The issue was first raised in December 2014 when council officers discussed the matter with restaurant director Malik Abdul and followed this up with a warning letter.
A further visit in March 2015 found the patio heaters were still being used indoors.
Later that month, an environmental health officer and the environmental services manager visited the premises and spoke to Mr Abdul.
A legal notice was served the next day prohibiting the use of the heaters inside the premises.
But in February 2019 a complaint was received from a member of the public who had visited the restaurant and sat next to the heater and said that as a result they felt unwell.
A visit was made to the restaurant by two environmental health officers who found a patio heater was in use inside the premises.
Both the restaurant and Mr Abdul, as its director, were charged with breaching health and safety regulations with regards to customers and staff.
And at Tameside Magistrates’ Court on September 13, Mr Abdul pleaded guilty to the charges.
Magistrates imposed a £6,000 fine on the restaurant, with a victim surcharge of £190. Mr Abdul was fined £1,459, with a victim surcharge of £145. He was also ordered to pay £1,000 costs.

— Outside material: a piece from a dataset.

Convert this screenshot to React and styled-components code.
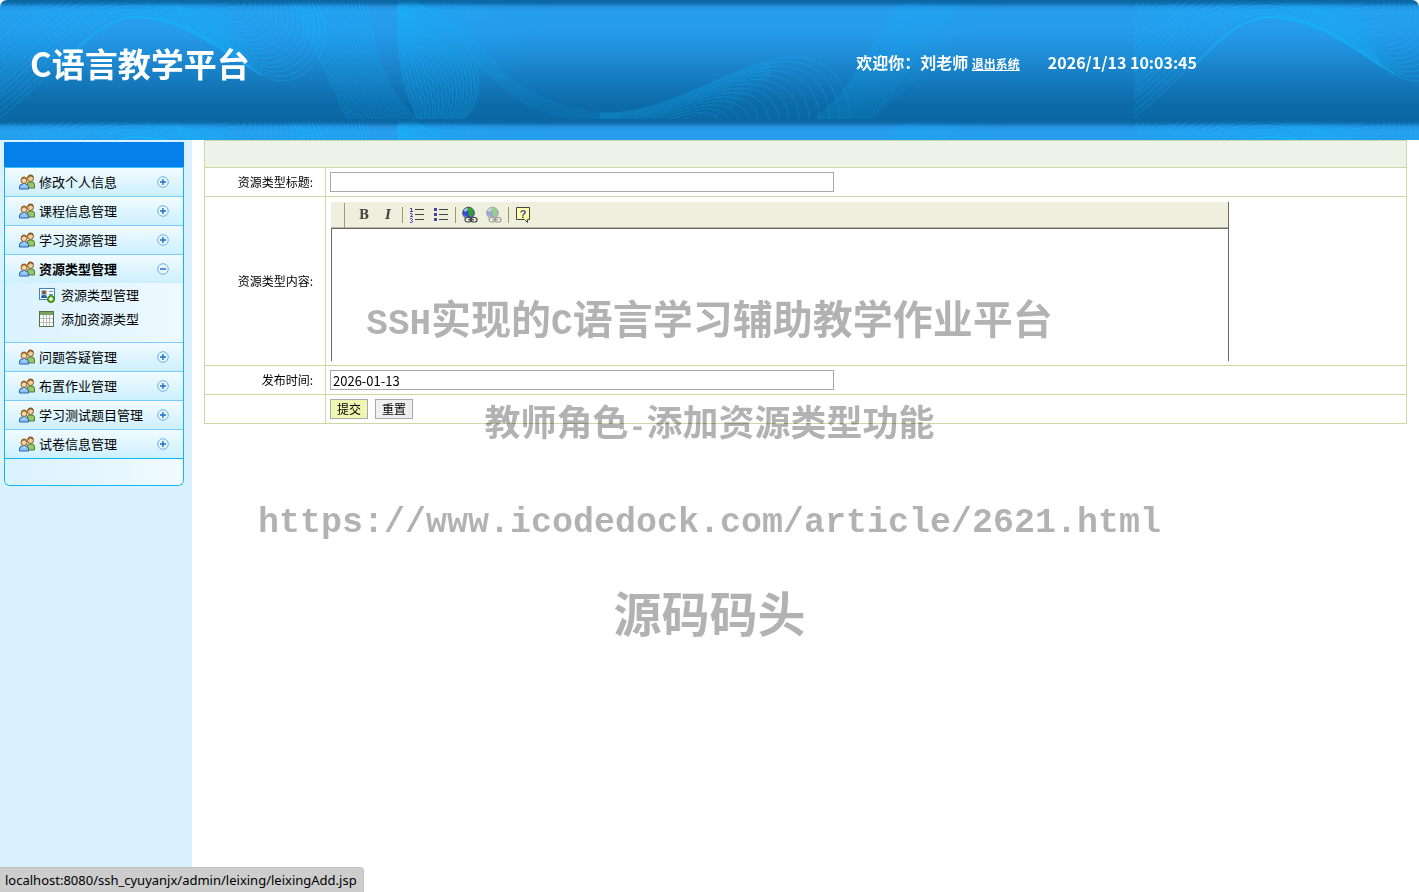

Tameside Council Executive Member responsible for environmental enforcement Cllr Allison Gwynne said: “Most businesses are happy to work with our officers to ensure they comply with regulations to keep their staff and customers safe.
“However, when they fail to heed warnings and breach legal notices, we will take the necessary action to protect the public.
“In this case, the restaurant was given repeated opportunities to comply to ensure the safety of its diners and employees but it continued the use of the outdoor heaters indoors, putting people at risk and unfortunately leading to a customer feeling unwell as a result of the breach.
“I’m pleased the court recognised the seriousness of the breach and imposed fines accordingly.”